* DATA LINES:
* * * * *
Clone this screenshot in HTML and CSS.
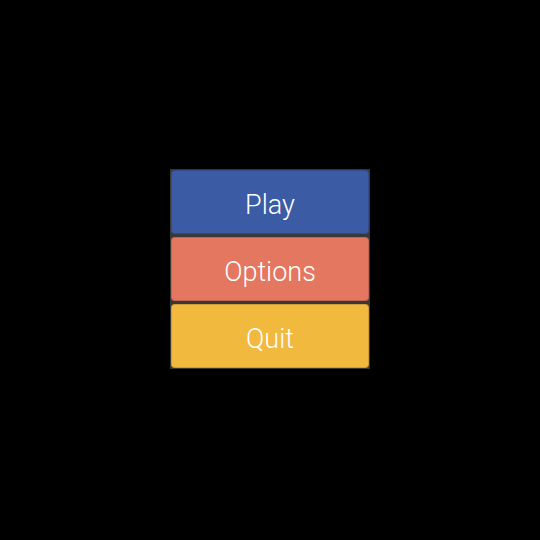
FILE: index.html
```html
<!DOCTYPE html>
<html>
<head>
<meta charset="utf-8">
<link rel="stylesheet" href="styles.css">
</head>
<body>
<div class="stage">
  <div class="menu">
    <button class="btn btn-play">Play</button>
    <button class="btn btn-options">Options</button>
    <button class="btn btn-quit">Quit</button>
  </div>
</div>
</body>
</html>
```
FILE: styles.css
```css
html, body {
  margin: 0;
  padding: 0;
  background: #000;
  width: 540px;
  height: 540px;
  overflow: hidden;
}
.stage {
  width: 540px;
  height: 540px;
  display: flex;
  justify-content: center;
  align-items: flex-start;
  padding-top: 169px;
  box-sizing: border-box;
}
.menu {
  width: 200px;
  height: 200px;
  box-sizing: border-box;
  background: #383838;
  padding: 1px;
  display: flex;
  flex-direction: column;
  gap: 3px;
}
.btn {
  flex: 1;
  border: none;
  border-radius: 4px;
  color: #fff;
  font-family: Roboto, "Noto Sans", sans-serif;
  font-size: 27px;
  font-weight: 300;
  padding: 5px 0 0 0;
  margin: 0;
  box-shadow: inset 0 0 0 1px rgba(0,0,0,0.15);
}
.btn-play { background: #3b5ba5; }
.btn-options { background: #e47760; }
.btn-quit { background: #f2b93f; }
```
* * * * *
* AIM:
Reproduce the material above verbatim; omit every picture.

* RESPONSE BELOW:
Clone this screenshot in HTML and CSS.
FILE: index.html
```html
<!DOCTYPE html>
<html>
<head>
<meta charset="utf-8">
<link rel="stylesheet" href="styles.css">
</head>
<body>
<div class="stage">
  <div class="menu">
    <button class="btn btn-play">Play</button>
    <button class="btn btn-options">Options</button>
    <button class="btn btn-quit">Quit</button>
  </div>
</div>
</body>
</html>
```
FILE: styles.css
```css
html, body {
  margin: 0;
  padding: 0;
  background: #000;
  width: 540px;
  height: 540px;
  overflow: hidden;
}
.stage {
  width: 540px;
  height: 540px;
  display: flex;
  justify-content: center;
  align-items: flex-start;
  padding-top: 169px;
  box-sizing: border-box;
}
.menu {
  width: 200px;
  height: 200px;
  box-sizing: border-box;
  background: #383838;
  padding: 1px;
  display: flex;
  flex-direction: column;
  gap: 3px;
}
.btn {
  flex: 1;
  border: none;
  border-radius: 4px;
  color: #fff;
  font-family: Roboto, "Noto Sans", sans-serif;
  font-size: 27px;
  font-weight: 300;
  padding: 5px 0 0 0;
  margin: 0;
  box-shadow: inset 0 0 0 1px rgba(0,0,0,0.15);
}
.btn-play { background: #3b5ba5; }
.btn-options { background: #e47760; }
.btn-quit { background: #f2b93f; }
```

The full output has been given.